Paruesis and MenParuresis (also called “shy bladder syndrome”) is not an anxiety disorder that most people are familiar with. While many have heard of generalized anxiety disorder (GAD) or Obsessive-Compulsive Disorder (OCD), shy bladder syndrome is not often spoken about.

For some people, embarrassment may be a factor. If most people don’t know what paruresis is, they may be unlikely to understand or sympathize with a sufferer. It can be difficult for a person with paruresis to explain why they have “an inability to urinate in front of others” (a description of the disorder from a  study by John Michael Malouff and Richard I. Lanyon (“Avoidant Paruresis: An Exploratory Study”).

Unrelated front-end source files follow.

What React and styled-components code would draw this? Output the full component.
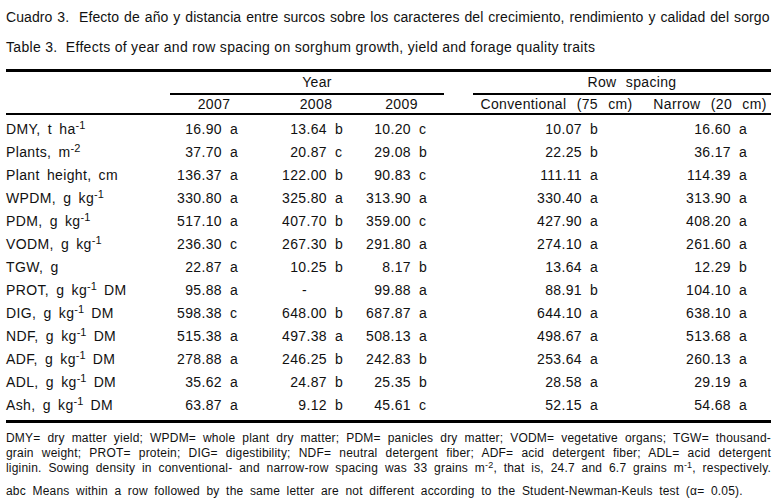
import React from "react";
import styled, { createGlobalStyle } from "styled-components";

const Global = createGlobalStyle`
  html, body { margin: 0; padding: 0; background: #fff; }
  body { font-family: "Liberation Sans", Arial, sans-serif; color: #111; }
`;

const Page = styled.div`
  width: 765px;
  padding-left: 6px;
`;

const Caption = styled.div`
  font-size: 14px;
  line-height: 16px;
  margin-top: ${(p) => p.$mt}px;
  white-space: nowrap;
  letter-spacing: ${(p) => p.$ls}px;
  word-spacing: ${(p) => p.$ws}px;
`;

const Table = styled.div`
  margin-top: 14px;
  border-top: 3px solid #000;
  border-bottom: 3px solid #000;
  font-size: 14px;
  letter-spacing: 0.35px;
`;

const COLS = "164px 95px 94px 85px 29px 167px 131px";

const HeadRow = styled.div`
  display: grid;
  grid-template-columns: ${COLS};
  border-bottom: ${(p) => (p.$rule ? "2px solid #000" : "none")};
`;

const GroupHead = styled.div`
  grid-column: ${(p) => p.$span};
  text-align: center;
  line-height: 21px;
  padding-left: 20px;
  border-bottom: 2px solid #000;
  word-spacing: 5px;
`;

const SubHead = styled.div`
  text-align: center;
  line-height: 18px;
  padding-left: ${(p) => p.$pl || 0}px;
  padding-right: ${(p) => p.$pr || 0}px;
  white-space: nowrap;
  word-spacing: 6px;
`;

const Body = styled.div`
  padding: 3px 0 3px;
`;

const DataRow = styled.div`
  display: grid;
  grid-template-columns: ${COLS};
  height: 23px;
  line-height: 23px;
`;

const Label = styled.div`
  white-space: nowrap;
  word-spacing: 3px;
  sup {
    font-size: 11px;
    line-height: 0;
    vertical-align: 5px;
    word-spacing: 0;
    letter-spacing: 0;
  }
`;

const Value = styled.div`
  text-align: right;
  padding-right: ${(p) => p.$pr}px;
  white-space: nowrap;
`;

const Letter = styled.span`
  display: inline-block;
  width: 8px;
  margin-left: 8px;
  text-align: left;
`;

const Dash = styled.span`
  display: inline-block;
  padding-right: 20px;
`;

const Notes = styled.div`
  font-size: 12px;
  line-height: 15px;
  margin-top: 8px;
  letter-spacing: 0.2px;
  white-space: nowrap;
  text-align: ${(p) => (p.$last ? "left" : "justify")};
  text-align-last: ${(p) => (p.$last ? "left" : "justify")};
  word-spacing: ${(p) => (p.$last ? 3 : 0)}px;
  sup { font-size: 9px; line-height: 0; vertical-align: 4px; }
`;

const Spacer = styled.div``;

const PR = [27, 16, 17, 42, 24];

const rows = [
  ["DMY, t ha", "-1", "", ["16.90 a", "13.64 b", "10.20 c", "10.07 b", "16.60 a"]],
  ["Plants, m", "-2", "", ["37.70 a", "20.87 c", "29.08 b", "22.25 b", "36.17 a"]],
  ["Plant height, cm", "", "", ["136.37 a", "122.00 b", "90.83 c", "111.11 a", "114.39 a"]],
  ["WPDM, g kg", "-1", "", ["330.80 a", "325.80 a", "313.90 a", "330.40 a", "313.90 a"]],
  ["PDM, g kg", "-1", "", ["517.10 a", "407.70 b", "359.00 c", "427.90 a", "408.20 a"]],
  ["VODM, g kg", "-1", "", ["236.30 c", "267.30 b", "291.80 a", "274.10 a", "261.60 a"]],
  ["TGW, g", "", "", ["22.87 a", "10.25 b", "8.17 b", "13.64 a", "12.29 b"]],
  ["PROT, g kg", "-1", " DM", ["95.88 a", "-", "99.88 a", "88.91 b", "104.10 a"]],
  ["DIG, g kg", "-1", " DM", ["598.38 c", "648.00 b", "687.87 a", "644.10 a", "638.10 a"]],
  ["NDF, g kg", "-1", " DM", ["515.38 a", "497.38 a", "508.13 a", "498.67 a", "513.68 a"]],
  ["ADF, g kg", "-1", " DM", ["278.88 a", "246.25 b", "242.83 b", "253.64 a", "260.13 a"]],
  ["ADL, g kg", "-1", " DM", ["35.62 a", "24.87 b", "25.35 b", "28.58 a", "29.19 a"]],
  ["Ash, g kg", "-1", " DM", ["63.87 a", "9.12 b", "45.61 c", "52.15 a", "54.68 a"]],
];

function Cell({ v, pr }) {
  if (v === "-") {
    return (
      <Value $pr={pr}>
        <Dash>-</Dash>
        <Letter />
      </Value>
    );
  }
  const [num, letter] = v.split(" ");
  return (
    <Value $pr={pr}>
      {num}
      <Letter>{letter}</Letter>
    </Value>
  );
}

export default function App() {
  return (
    <>
      <Global />
      <Page>
        <Caption $mt={9} $ws={1} $ls={0.07}>
          Cuadro 3.&nbsp; Efecto de año y distancia entre surcos sobre los caracteres del crecimiento, rendimiento y calidad del sorgo
        </Caption>
        <Caption $mt={14} $ws={0} $ls={0.3}>
          Table 3.&nbsp; Effects of year and row spacing on sorghum growth, yield and forage quality traits
        </Caption>
        <Table>
          <HeadRow>
            <Spacer />
            <GroupHead $span="2 / 5">Year</GroupHead>
            <Spacer />
            <GroupHead $span="6 / 8">Row spacing</GroupHead>
          </HeadRow>
          <HeadRow $rule>
            <Spacer />
            <SubHead $pr={7}>2007</SubHead>
            <SubHead $pl={8}>2008</SubHead>
            <SubHead>2009</SubHead>
            <Spacer />
            <SubHead>Conventional (75 cm)</SubHead>
            <SubHead $pl={9}>Narrow (20 cm)</SubHead>
          </HeadRow>
          <Body>
            {rows.map(([lab, sup, tail, vals]) => (
              <DataRow key={lab}>
                <Label>
                  {lab}
                  {sup && <sup>{sup}</sup>}
                  {tail}
                </Label>
                <Cell v={vals[0]} pr={PR[0]} />
                <Cell v={vals[1]} pr={PR[1]} />
                <Cell v={vals[2]} pr={PR[2]} />
                <Spacer />
                <Cell v={vals[3]} pr={PR[3]} />
                <Cell v={vals[4]} pr={PR[4]} />
              </DataRow>
            ))}
          </Body>
        </Table>
        <Notes>
          DMY= dry matter yield; WPDM= whole plant dry matter; PDM= panicles dry matter; VODM= vegetative organs; TGW= thousand-
          <br />
          grain weight; PROT= protein; DIG= digestibility; NDF= neutral detergent fiber; ADF= acid detergent fiber; ADL= acid detergent
          <br />
          liginin. Sowing density in conventional- and narrow-row spacing was 33 grains m<sup>-2</sup>, that is, 24.7 and 6.7 grains m<sup>-1</sup>, respectively.
        </Notes>
        <Notes $last>
          abc Means within a row followed by the same letter are not different according to the Student-Newman-Keuls test (α= 0.05).
        </Notes>
      </Page>
    </>
  );
}
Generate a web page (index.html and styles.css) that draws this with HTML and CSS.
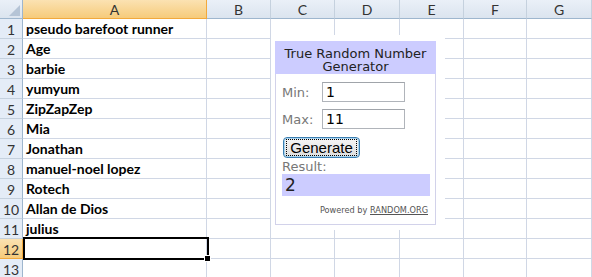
FILE: index.html
```html
<!DOCTYPE html>
<html lang="en">
<head>
  <meta charset="UTF-8" />
  <title>Book1 - Random Number Generator</title>
  <link rel="stylesheet" href="styles.css">
</head>
<body>
  <div class="sheet">
    <div class="grid">
      <div class="hd corner"><span class="tri"></span></div>
      <div class="hd col sel">A</div>
      <div class="hd col">B</div>
      <div class="hd col">C</div>
      <div class="hd col">D</div>
      <div class="hd col">E</div>
      <div class="hd col">F</div>
      <div class="hd col">G</div>

      <div class="hd num">1</div><div class="cell">pseudo barefoot runner</div><div class="cell"></div><div class="cell"></div><div class="cell"></div><div class="cell"></div><div class="cell"></div><div class="cell"></div>
      <div class="hd num">2</div><div class="cell">Age</div><div class="cell"></div><div class="cell"></div><div class="cell"></div><div class="cell"></div><div class="cell"></div><div class="cell"></div>
      <div class="hd num">3</div><div class="cell">barbie</div><div class="cell"></div><div class="cell"></div><div class="cell"></div><div class="cell"></div><div class="cell"></div><div class="cell"></div>
      <div class="hd num">4</div><div class="cell">yumyum</div><div class="cell"></div><div class="cell"></div><div class="cell"></div><div class="cell"></div><div class="cell"></div><div class="cell"></div>
      <div class="hd num">5</div><div class="cell">ZipZapZep</div><div class="cell"></div><div class="cell"></div><div class="cell"></div><div class="cell"></div><div class="cell"></div><div class="cell"></div>
      <div class="hd num">6</div><div class="cell">Mia</div><div class="cell"></div><div class="cell"></div><div class="cell"></div><div class="cell"></div><div class="cell"></div><div class="cell"></div>
      <div class="hd num">7</div><div class="cell">Jonathan</div><div class="cell"></div><div class="cell"></div><div class="cell"></div><div class="cell"></div><div class="cell"></div><div class="cell"></div>
      <div class="hd num">8</div><div class="cell">manuel-noel lopez</div><div class="cell"></div><div class="cell"></div><div class="cell"></div><div class="cell"></div><div class="cell"></div><div class="cell"></div>
      <div class="hd num">9</div><div class="cell">Rotech</div><div class="cell"></div><div class="cell"></div><div class="cell"></div><div class="cell"></div><div class="cell"></div><div class="cell"></div>
      <div class="hd num">10</div><div class="cell">Allan de Dios</div><div class="cell"></div><div class="cell"></div><div class="cell"></div><div class="cell"></div><div class="cell"></div><div class="cell"></div>
      <div class="hd num">11</div><div class="cell">julius</div><div class="cell"></div><div class="cell"></div><div class="cell"></div><div class="cell"></div><div class="cell"></div><div class="cell"></div>
      <div class="hd num sel">12</div><div class="cell"></div><div class="cell"></div><div class="cell"></div><div class="cell"></div><div class="cell"></div><div class="cell"></div><div class="cell"></div>
      <div class="hd num">13</div><div class="cell"></div><div class="cell"></div><div class="cell"></div><div class="cell"></div><div class="cell"></div><div class="cell"></div><div class="cell"></div>
    </div>

    <!-- embedded widget, floats over the cells -->
    <div class="object">
      <div class="rng">
        <div class="rng-title">True Random Number Generator</div>
        <div class="rng-body">
          <div class="field"><span class="lbl">Min:</span><span class="box">1</span></div>
          <div class="field"><span class="lbl">Max:</span><span class="box">11</span></div>
          <button class="gen"><span class="focus">Generate</span></button>
          <div class="lbl result-lbl">Result:</div>
          <div class="result">2</div>
          <div class="powered">Powered by <u>RANDOM.ORG</u></div>
        </div>
      </div>
    </div>

    <div class="selection"><span class="handle"></span></div>
  </div>
</body>
</html>
```

FILE: styles.css
```css
body {
  margin: 0;
  background: #fff;
}
.sheet {
  position: relative;
  width: 592px;
  height: 277px;
  overflow: hidden;
  font-family: Lato, 'Liberation Sans', sans-serif;
}
.grid {
  display: grid;
  grid-template-columns: 23px 184px 64px 64px 65px 64px 63px 65px;
  grid-template-rows: 19px repeat(13, 20px);
}
.cell {
  box-sizing: border-box;
  border-right: 1px solid #d0d7e5;
  border-bottom: 1px solid #d0d7e5;
  display: flex;
  align-items: flex-end;
  padding: 0 0 1px 3px;
  font-size: 14px;
  font-weight: bold;
  line-height: 17px;
  color: #000;
  white-space: nowrap;
}
.hd {
  box-sizing: border-box;
  background: linear-gradient(#eaf0f8, #dbe4ef);
  color: #333;
  font-size: 14px;
  display: flex;
  align-items: center;
  justify-content: center;
}
.col {
  border-right: 1px solid #c5d1de;
  border-bottom: 1px solid #9eb6ce;
}
.num {
  background: #e4ecf7;
  border-right: 1px solid #9eb6ce;
  border-bottom: 1px solid #c5d1de;
  padding-top: 1px;
}
.hd.sel {
  background: linear-gradient(#fbe2b2, #f6cb7b);
  border-color: #f2a93c;
}
.corner {
  position: relative;
  border-right: 1px solid #9eb6ce;
  border-bottom: 1px solid #9eb6ce;
}
.tri {
  position: absolute;
  right: 2px;
  bottom: 2px;
  border-style: solid;
  border-width: 0 0 11px 11px;
  border-color: transparent transparent #b5c4d6 transparent;
}

/* widget */
.object {
  position: absolute;
  left: 271px;
  top: 35px;
  width: 174px;
  height: 195px;
  background: #fff;
}
.rng {
  box-sizing: border-box;
  width: 161px;
  height: 184px;
  margin: 6px 0 0 4px;
  border: 1px solid #d2d2ea;
  font-family: 'DejaVu Sans', Verdana, sans-serif;
}
.rng-title {
  box-sizing: border-box;
  height: 33px;
  margin: -1px -1px 0;
  padding: 6px 8px 0;
  background: #ccccff;
  color: #222;
  font-size: 13px;
  line-height: 13px;
  text-align: center;
}
.rng-body {
  padding: 8px 5px 0 6px;
}
.field {
  display: flex;
  align-items: center;
  margin-bottom: 7px;
}
.lbl {
  color: #777;
  font-size: 13px;
}
.field .lbl {
  width: 40px;
}
.box {
  box-sizing: border-box;
  width: 83px;
  height: 20px;
  border: 1px solid #b0b4ba;
  border-top-color: #a0a4aa;
  padding: 1px 0 0 3px;
  font-size: 14px;
  line-height: 17px;
  color: #000;
}
.gen {
  box-sizing: border-box;
  width: 77px;
  height: 21px;
  margin: 1px 0 0 1px;
  padding: 1px 3px;
  border: 1px solid #3c7fb1;
  border-radius: 4px;
  background: linear-gradient(#f6f6f6, #dedede);
  box-shadow: inset 0 0 0 1px #a8d4f0;
  font-family: 'Liberation Sans', Arial, sans-serif;
  font-size: 15px;
  line-height: 15px;
  color: #000;
}
.focus {
  display: block;
  outline: 1px dotted #000;
}
.result-lbl {
  margin-top: 2px;
  line-height: 13px;
}
.result {
  box-sizing: border-box;
  height: 22px;
  margin-top: 1px;
  padding-left: 3px;
  background: #ccccff;
  color: #222;
  font-size: 17px;
  line-height: 22px;
}
.powered {
  margin-top: 9px;
  padding-right: 2px;
  text-align: right;
  color: #555;
  font-size: 8.2px;
}

.selection {
  position: absolute;
  left: 23px;
  top: 237px;
  width: 186px;
  height: 23px;
  box-sizing: border-box;
  border: 2px solid #000;
}
.handle {
  position: absolute;
  right: -4px;
  bottom: -4px;
  width: 5px;
  height: 5px;
  background: #000;
  border: 1px solid #fff;
}
```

A number of anxiety disorders are said to be more common in women than in men. Nonetheless, it is important for researchers to learn about how anxiety affects men and to try to find new ways to relieve it. Men and women have their own unique characteristics that can mean differences in how they describe their symptoms and how they cope with them.

The study cited above specifically focuses on avoidant paruresis, which is simply paruresis that leads one to avoid certain situations out of fear of situations that can lead to paruresis. The researchers examined the traits of the men who had the disorder and also compared them to men who did not have it.

The study involved a large group of men (around 400). Most of the men were college students. A number of the men who had avoidant paruresis were found to have several key traits in common including interpersonal anxiety and performance anxiety. The men who had avoidant paruresis were not found to differ from the other men in “sex-related items, introversion, or childhood family size.”

The researchers believe that their study reveals paruresis to be rather more common than most might expect. They also hope their findings will encourage mental health professionals to find more effective treatments for different forms of anxiety. Since the men who had avoidant paruresis seemed likely to struggle with other anxiety issues, people who have the disorder may indeed benefit from research related to the alleviation of various forms of anxiety.

Final Thoughts

If you know someone who has shy bladder syndrome — or any other anxiety disorder –, one of the best things you can do is to be supportive and get educated. Make sure that person in your life knows you are willing to listen and help, and try to learn what you can about his or her condition and share important information.